--- START OF Data shown ---
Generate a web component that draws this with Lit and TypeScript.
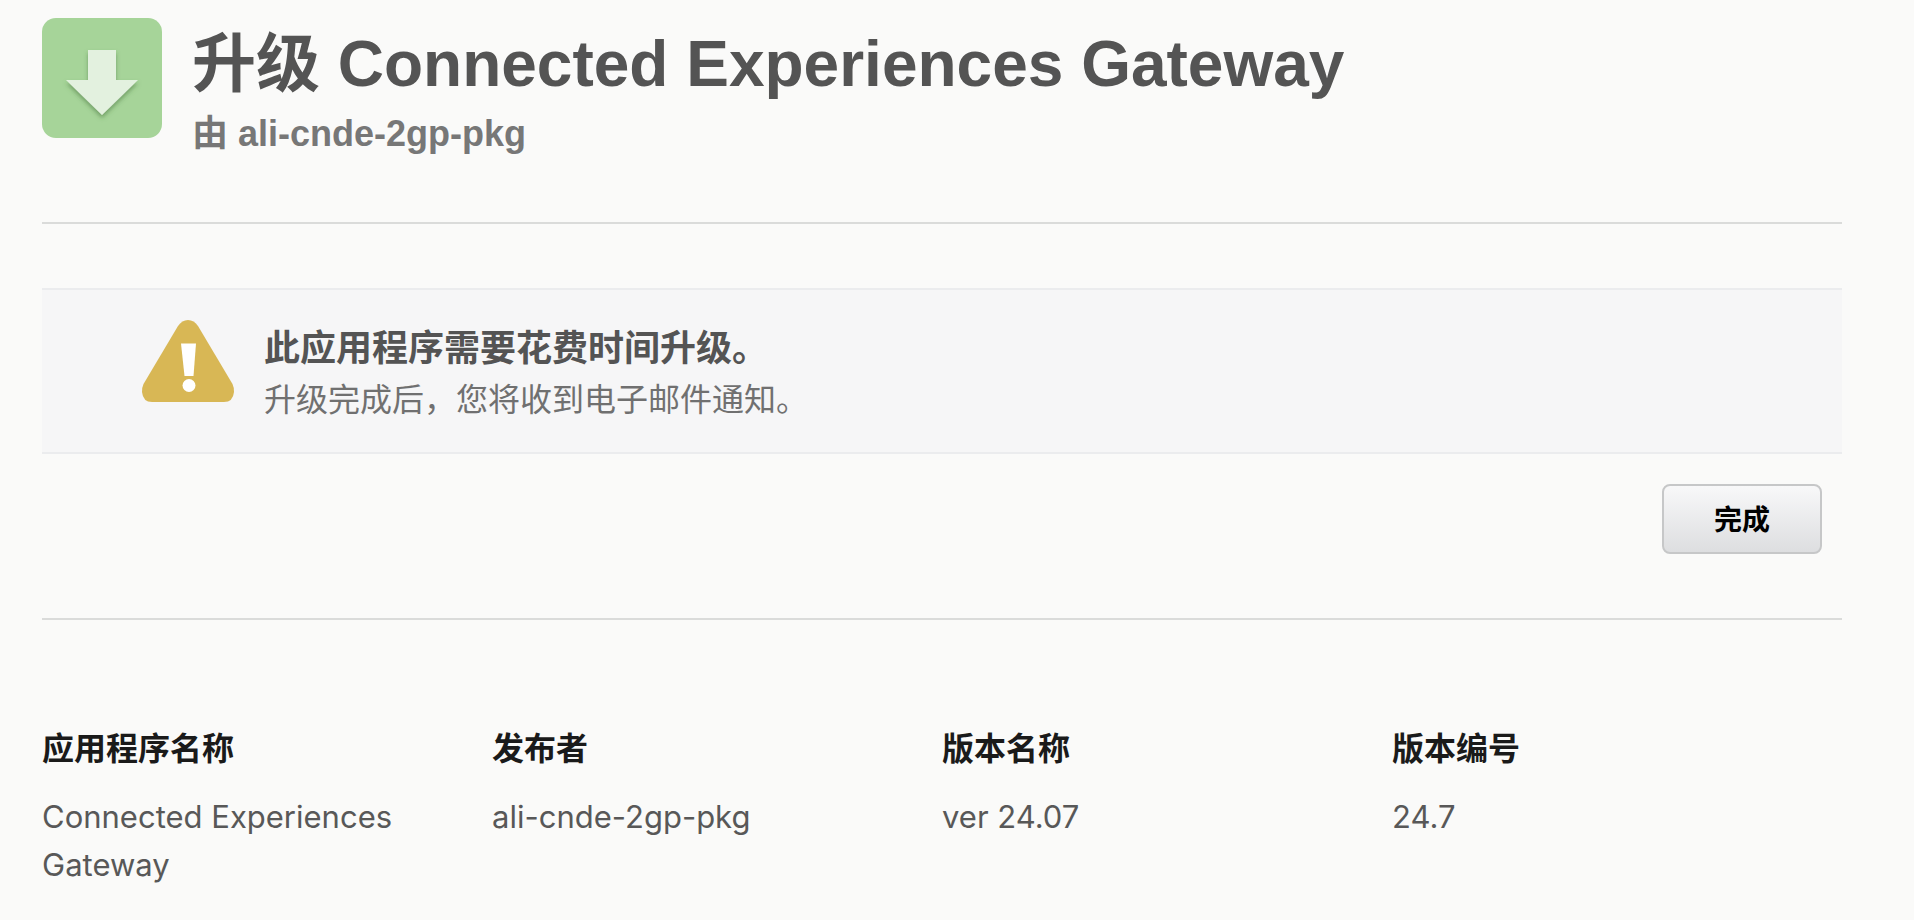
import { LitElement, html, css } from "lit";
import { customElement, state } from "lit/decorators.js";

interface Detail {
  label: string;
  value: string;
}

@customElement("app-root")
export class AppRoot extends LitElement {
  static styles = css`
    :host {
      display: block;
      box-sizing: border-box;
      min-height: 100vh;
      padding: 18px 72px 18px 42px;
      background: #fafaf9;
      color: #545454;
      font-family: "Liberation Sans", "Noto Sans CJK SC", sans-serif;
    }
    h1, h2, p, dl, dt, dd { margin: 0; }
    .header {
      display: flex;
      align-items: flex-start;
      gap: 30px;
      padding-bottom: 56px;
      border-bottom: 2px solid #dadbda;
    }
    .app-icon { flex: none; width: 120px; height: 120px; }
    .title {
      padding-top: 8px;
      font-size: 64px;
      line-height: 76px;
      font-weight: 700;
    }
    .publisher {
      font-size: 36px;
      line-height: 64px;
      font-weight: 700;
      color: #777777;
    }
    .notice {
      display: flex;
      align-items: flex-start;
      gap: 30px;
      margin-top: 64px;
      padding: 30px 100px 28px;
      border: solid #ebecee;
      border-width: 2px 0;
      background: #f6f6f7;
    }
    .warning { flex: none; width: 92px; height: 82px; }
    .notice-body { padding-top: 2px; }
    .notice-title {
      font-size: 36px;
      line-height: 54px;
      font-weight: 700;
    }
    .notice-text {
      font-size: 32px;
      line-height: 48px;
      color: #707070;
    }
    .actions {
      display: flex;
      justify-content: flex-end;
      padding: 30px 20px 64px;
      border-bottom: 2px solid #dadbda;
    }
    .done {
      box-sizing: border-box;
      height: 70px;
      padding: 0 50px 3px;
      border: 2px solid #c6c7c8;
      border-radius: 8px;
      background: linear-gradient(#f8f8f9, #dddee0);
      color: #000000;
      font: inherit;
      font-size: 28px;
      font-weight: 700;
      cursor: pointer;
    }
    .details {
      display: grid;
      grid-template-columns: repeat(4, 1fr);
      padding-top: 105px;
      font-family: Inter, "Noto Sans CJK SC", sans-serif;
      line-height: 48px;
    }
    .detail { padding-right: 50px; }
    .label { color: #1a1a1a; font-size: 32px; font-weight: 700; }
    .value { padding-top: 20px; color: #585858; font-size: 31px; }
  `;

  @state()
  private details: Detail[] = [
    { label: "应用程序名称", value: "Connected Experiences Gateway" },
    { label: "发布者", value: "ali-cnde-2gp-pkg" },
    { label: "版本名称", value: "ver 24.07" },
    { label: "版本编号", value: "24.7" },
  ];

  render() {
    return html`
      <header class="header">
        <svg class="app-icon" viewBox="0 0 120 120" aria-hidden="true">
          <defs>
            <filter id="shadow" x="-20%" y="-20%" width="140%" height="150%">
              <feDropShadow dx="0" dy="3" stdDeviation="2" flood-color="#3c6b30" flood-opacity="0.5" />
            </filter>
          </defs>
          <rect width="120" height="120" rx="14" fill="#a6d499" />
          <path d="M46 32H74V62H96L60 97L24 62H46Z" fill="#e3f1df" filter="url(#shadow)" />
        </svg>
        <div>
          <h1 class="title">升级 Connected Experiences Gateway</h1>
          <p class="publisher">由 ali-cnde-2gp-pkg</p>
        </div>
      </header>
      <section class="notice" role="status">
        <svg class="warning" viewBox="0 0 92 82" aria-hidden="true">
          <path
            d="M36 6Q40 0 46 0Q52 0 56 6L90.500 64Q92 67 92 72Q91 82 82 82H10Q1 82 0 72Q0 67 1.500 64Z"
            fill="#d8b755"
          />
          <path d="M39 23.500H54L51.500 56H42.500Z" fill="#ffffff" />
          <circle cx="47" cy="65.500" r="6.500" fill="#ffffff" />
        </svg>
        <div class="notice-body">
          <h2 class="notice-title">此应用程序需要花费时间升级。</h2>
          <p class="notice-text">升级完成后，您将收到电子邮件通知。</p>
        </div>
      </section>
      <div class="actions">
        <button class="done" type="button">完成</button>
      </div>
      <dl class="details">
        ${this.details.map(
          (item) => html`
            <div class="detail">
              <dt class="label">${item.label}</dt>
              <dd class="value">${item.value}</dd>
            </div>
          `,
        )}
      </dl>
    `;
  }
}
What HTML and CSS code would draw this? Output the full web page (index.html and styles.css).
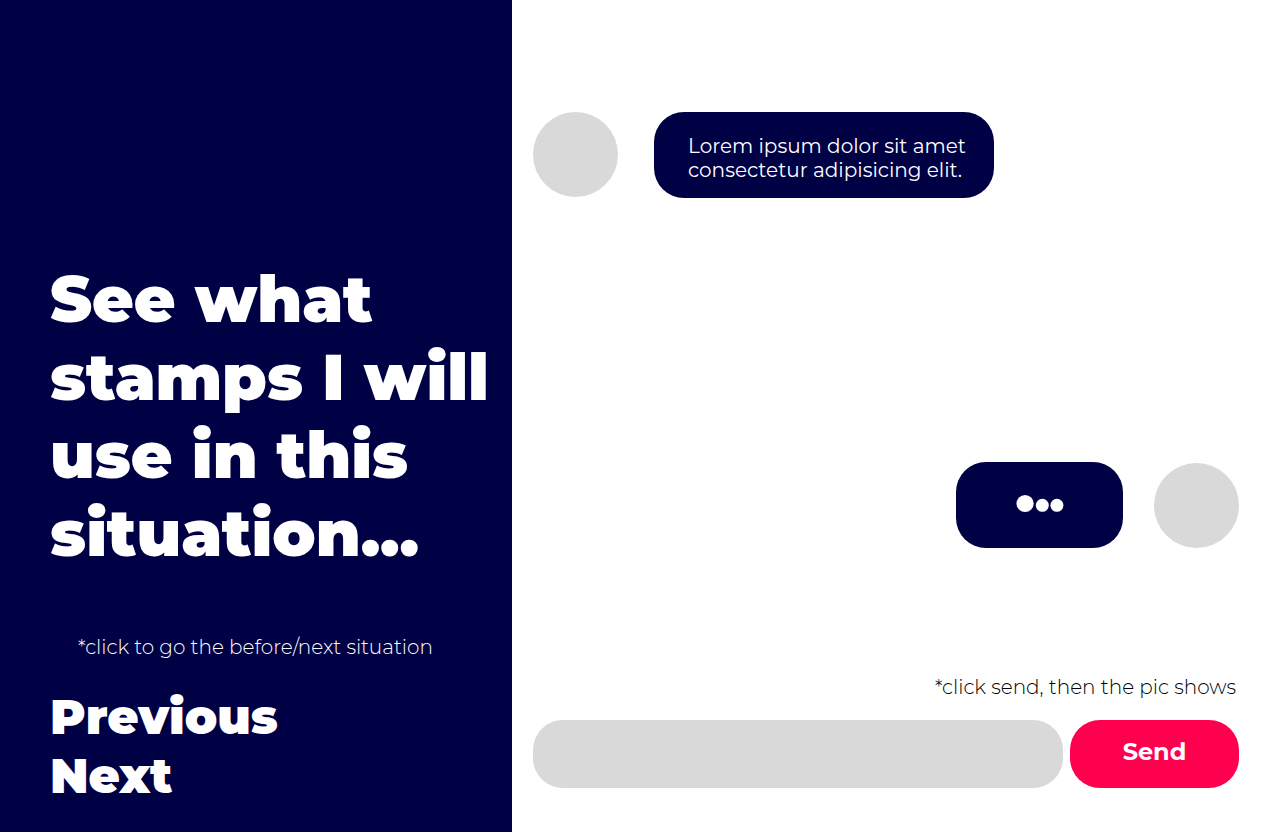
--- END OF Data shown ---
* **Task to complete**:
The entries above are to be returned exactly, without their pictures.

* **Task response**:
Generate a web component that draws this with Lit and TypeScript.
import { LitElement, html, css } from "lit";
import { customElement, state } from "lit/decorators.js";

interface Detail {
  label: string;
  value: string;
}

@customElement("app-root")
export class AppRoot extends LitElement {
  static styles = css`
    :host {
      display: block;
      box-sizing: border-box;
      min-height: 100vh;
      padding: 18px 72px 18px 42px;
      background: #fafaf9;
      color: #545454;
      font-family: "Liberation Sans", "Noto Sans CJK SC", sans-serif;
    }
    h1, h2, p, dl, dt, dd { margin: 0; }
    .header {
      display: flex;
      align-items: flex-start;
      gap: 30px;
      padding-bottom: 56px;
      border-bottom: 2px solid #dadbda;
    }
    .app-icon { flex: none; width: 120px; height: 120px; }
    .title {
      padding-top: 8px;
      font-size: 64px;
      line-height: 76px;
      font-weight: 700;
    }
    .publisher {
      font-size: 36px;
      line-height: 64px;
      font-weight: 700;
      color: #777777;
    }
    .notice {
      display: flex;
      align-items: flex-start;
      gap: 30px;
      margin-top: 64px;
      padding: 30px 100px 28px;
      border: solid #ebecee;
      border-width: 2px 0;
      background: #f6f6f7;
    }
    .warning { flex: none; width: 92px; height: 82px; }
    .notice-body { padding-top: 2px; }
    .notice-title {
      font-size: 36px;
      line-height: 54px;
      font-weight: 700;
    }
    .notice-text {
      font-size: 32px;
      line-height: 48px;
      color: #707070;
    }
    .actions {
      display: flex;
      justify-content: flex-end;
      padding: 30px 20px 64px;
      border-bottom: 2px solid #dadbda;
    }
    .done {
      box-sizing: border-box;
      height: 70px;
      padding: 0 50px 3px;
      border: 2px solid #c6c7c8;
      border-radius: 8px;
      background: linear-gradient(#f8f8f9, #dddee0);
      color: #000000;
      font: inherit;
      font-size: 28px;
      font-weight: 700;
      cursor: pointer;
    }
    .details {
      display: grid;
      grid-template-columns: repeat(4, 1fr);
      padding-top: 105px;
      font-family: Inter, "Noto Sans CJK SC", sans-serif;
      line-height: 48px;
    }
    .detail { padding-right: 50px; }
    .label { color: #1a1a1a; font-size: 32px; font-weight: 700; }
    .value { padding-top: 20px; color: #585858; font-size: 31px; }
  `;

  @state()
  private details: Detail[] = [
    { label: "应用程序名称", value: "Connected Experiences Gateway" },
    { label: "发布者", value: "ali-cnde-2gp-pkg" },
    { label: "版本名称", value: "ver 24.07" },
    { label: "版本编号", value: "24.7" },
  ];

  render() {
    return html`
      <header class="header">
        <svg class="app-icon" viewBox="0 0 120 120" aria-hidden="true">
          <defs>
            <filter id="shadow" x="-20%" y="-20%" width="140%" height="150%">
              <feDropShadow dx="0" dy="3" stdDeviation="2" flood-color="#3c6b30" flood-opacity="0.5" />
            </filter>
          </defs>
          <rect width="120" height="120" rx="14" fill="#a6d499" />
          <path d="M46 32H74V62H96L60 97L24 62H46Z" fill="#e3f1df" filter="url(#shadow)" />
        </svg>
        <div>
          <h1 class="title">升级 Connected Experiences Gateway</h1>
          <p class="publisher">由 ali-cnde-2gp-pkg</p>
        </div>
      </header>
      <section class="notice" role="status">
        <svg class="warning" viewBox="0 0 92 82" aria-hidden="true">
          <path
            d="M36 6Q40 0 46 0Q52 0 56 6L90.500 64Q92 67 92 72Q91 82 82 82H10Q1 82 0 72Q0 67 1.500 64Z"
            fill="#d8b755"
          />
          <path d="M39 23.500H54L51.500 56H42.500Z" fill="#ffffff" />
          <circle cx="47" cy="65.500" r="6.500" fill="#ffffff" />
        </svg>
        <div class="notice-body">
          <h2 class="notice-title">此应用程序需要花费时间升级。</h2>
          <p class="notice-text">升级完成后，您将收到电子邮件通知。</p>
        </div>
      </section>
      <div class="actions">
        <button class="done" type="button">完成</button>
      </div>
      <dl class="details">
        ${this.details.map(
          (item) => html`
            <div class="detail">
              <dt class="label">${item.label}</dt>
              <dd class="value">${item.value}</dd>
            </div>
          `,
        )}
      </dl>
    `;
  }
}
What HTML and CSS code would draw this? Output the full web page (index.html and styles.css).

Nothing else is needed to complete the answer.